More asset sales that will support Evergrande’s ability to resume residential construction are expected.

“The key for Evergrande is to get project construction going and to sell inventory,” Gary Ng a senior economist at Natixis, told Channel News Asia this week.

“It (asset sales) is definitely a positive move towards solving Evergrande’s liquidity crisis and we expect more to come.”

Contagion

Fears of Evergrande contagion have intensified in recent days, after one of Evergrande’s competitors became the latest Chinese property giant to miss a major bond payment.

In a release to the Hong Kong Exchange on Monday, Fantasia Holdings Group (HKG: 01777) announced it had failed to repay a $206 million U.S. bond, and subsequently requested its shares be placed in a trading halt.

Evergrande contagion
Part of the trading halt request lodged by Fantasia Group Holdings on Monday, October 4.

There was more to come.

Later on Monday, Country Garden Services Holdings (HKG: 6098), notified the Hong Kong Exchange that it had not received repayment due on $108 million loan it provided Fantasia, and a default is likely.

Within hours of both announcements, credit rating agencies S&P, Fitch and Moodys cut Fantasia’s credit rating to a level suggesting the company is at, or near default level.

Fantasia has a further $1.9 billion in U.S. bonds and 6.4 billion yuan in domestic bonds due through the remainder of this calendar year.

While a smaller player in the Chinese property development market, Fantasia is a well-established conglomerate.

It was founded in 1996 by the niece of former Chinese vice-president, Zeng Qinghong.

Like Evergrande, it has a number of seperate business units, including property development and property investment, property agency services, hotel services, while it has also diversified into tourism, entertainment and interior design.

Another Chinese property developer, Sinic Holdings (HKG: 2103), has also been downgraded by credit ratings agencies in recent days.

Sinic missed coupon payments due on two yuan bonds last month, worth around $40 million.

S&P says it now thinks the company will default on a $246 million U.S. bond due on October 18.

“We lowered the rating because we believe Sinic has run into severe liquidity problems and its debt-servicing ability has almost been depleted,” S&P said in a note.

No panic, yet

Lim Chow Kiat, the CIO of Singapore’s $750 billion Sovereign Wealth Fund, GIC Private, shared his views on the Evergrande crisis at the Bloomberg Invest Global Conference on Tuesday.

“We believe that the problem has been quite well flagged. You might recall actually, for a number of years, China talked about the need to reign in financial leverage, on top of eliminating poverty, and environmental pollution. These are the three big evils that they had to tackle,” said Kiat.
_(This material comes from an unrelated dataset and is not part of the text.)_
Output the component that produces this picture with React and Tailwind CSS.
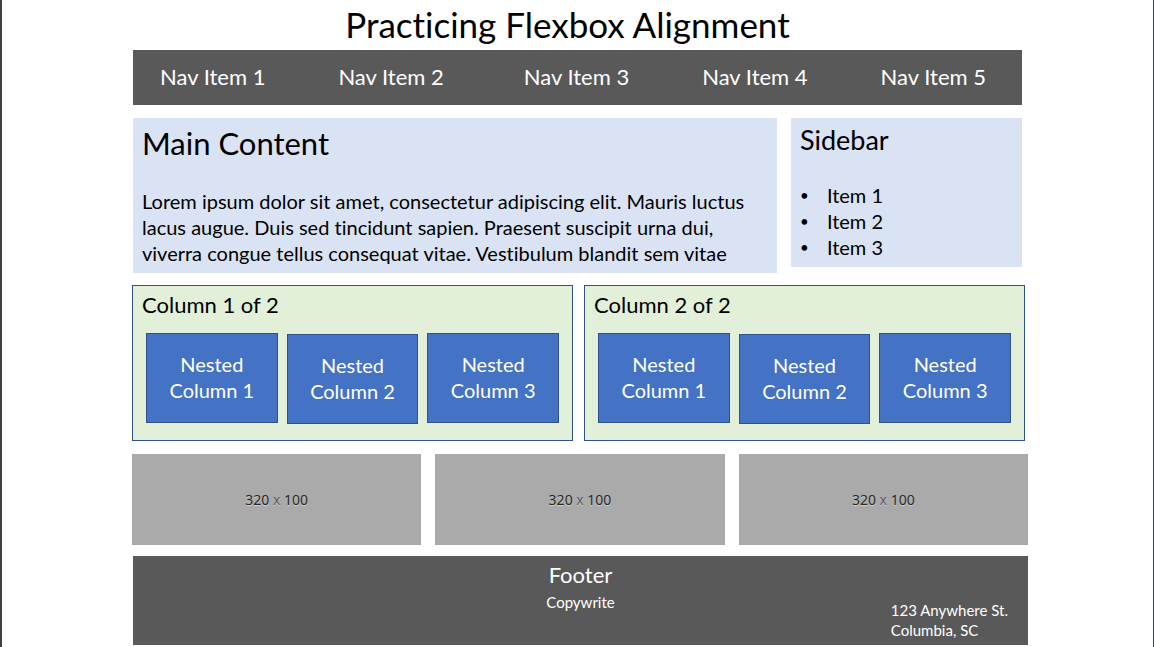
const navGroups = [
  ["Nav Item 1", "Nav Item 2"],
  ["Nav Item 3", "Nav Item 4", "Nav Item 5"],
];

const sidebarItems = ["Item 1", "Item 2", "Item 3"];

function NavBar() {
  return (
    <nav className="mr-[6px] ml-px flex h-[55px] items-center justify-between bg-[#595959] pr-[36px] pb-[2px] pl-[27px] text-[22px] text-white">
      {navGroups.map((group) => (
        <ul key={group[0]} className="flex gap-[73px]">
          {group.map((label) => (
            <li key={label}>
              <a href="#" className="whitespace-nowrap">
                {label}
              </a>
            </li>
          ))}
        </ul>
      ))}
    </nav>
  );
}

function NestedColumns({ title }) {
  return (
    <section className="h-[156px] flex-1 border border-[#2f528f] bg-[#e2f0d9] px-[13px]">
      <h2 className="-ml-1 pt-1 text-[22px] leading-[30px]">{title}</h2>
      <div className="mt-[13px] grid grid-cols-3 gap-[9px] text-center text-[20px] leading-[26px] text-white">
        {[1, 2, 3].map((n) => (
          <div
            key={n}
            className="flex h-[90px] items-center justify-center border border-[#2f528f] bg-[#4472c4] pb-[2px] even:mt-px"
          >
            <p>
              Nested
              <br />
              Column {n}
            </p>
          </div>
        ))}
      </div>
    </section>
  );
}

function Placeholder() {
  return (
    <div className="flex h-[91px] flex-1 items-center justify-center bg-[#aaaaaa] font-['Noto_Sans',sans-serif] text-[14px] text-[#262626] [text-shadow:0_1px_0_#d0d0d0]">
      <p>
        320 <span className="text-[#5c5c5c]">x</span> 100
      </p>
    </div>
  );
}

export default function App() {
  return (
    <div className="min-h-screen border-r border-l-2 border-[#3b4045] bg-white pr-[125px] pl-[130px] font-['Lato',sans-serif] text-black [font-variant-ligatures:none]">
      <h1 className="pr-[25px] pb-[2px] text-center text-[35px] leading-[48px]">Practicing Flexbox Alignment</h1>
      <NavBar />
      <div className="mt-[13px] mr-[6px] ml-px flex items-start gap-[14px]">
        <main className="h-[155px] flex-1 bg-[#dae3f3] px-[9px]">
          <h2 className="pt-[5px] text-[31px] leading-[40px]">Main Content</h2>
          <p className="mt-[25px] text-[20px] leading-[26px]">
            Lorem ipsum dolor sit amet, consectetur adipiscing elit. Mauris luctus
            <br />
            lacus augue. Duis sed tincidunt sapien. Praesent suscipit urna dui,
            <br />
            viverra congue tellus consequat vitae. Vestibulum blandit sem vitae
          </p>
        </main>
        <aside className="h-[149px] w-[26%] bg-[#dae3f3] px-[9px]">
          <h2 className="pt-[5px] text-[27px] leading-[33px]">Sidebar</h2>
          <ul className="mt-[26px] text-[20px] leading-[26px]">
            {sidebarItems.map((item) => (
              <li key={item} className="flex">
                <span className="w-[27px] text-[15px]">•</span>
                {item}
              </li>
            ))}
          </ul>
        </aside>
      </div>
      <div className="mt-[12px] mr-[3px] flex gap-[11px]">
        <NestedColumns title="Column 1 of 2" />
        <NestedColumns title="Column 2 of 2" />
      </div>
      <div className="mt-[13px] flex gap-[14px]">
        <Placeholder />
        <Placeholder />
        <Placeholder />
      </div>
      <footer className="mt-[11px] ml-px grid h-[89px] grid-cols-[1fr_auto_1fr] bg-[#595959] text-white">
        <div className="col-start-2 pt-[4px] text-center">
          <p className="text-[22px] leading-[30px]">Footer</p>
          <p className="text-[15px] leading-[24px]">Copywrite</p>
        </div>
        <address className="mr-[20px] self-end justify-self-end pb-[5px] text-[15px] leading-[20px] not-italic">
          123 Anywhere St.
          <br />
          Columbia, SC
        </address>
      </footer>
    </div>
  );
}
“So, this is another case of that first big challenge that they’re trying to wrestle.”

“If you look at the balance sheet that the central Government has and the regulatory power, we think they have significant control over the situation.

“So we don’t expect it will be systemic, there will be some pain inflicted on certain segments of the value chain but we don’t expect it to come up and be a big systemic problem.”

Asked if he would consider investing in bonds issued by Chinese property developers, Kiat said he wouldn’t rule it out.

“Any market these days you cannot approach it on a top-down, broad basis. You have to deploy your team on the ground to do so (asses the investments).”

The views of the boss of a $750 billion Sovereign Wealth fund seem to be replicated in Asia markets and other global indices, which have broadly shrugged off Evergrande contagion fears.

So, much like the the past few years of the Evergrande demise, a sense of indifference appears to remain amongst many leading investors.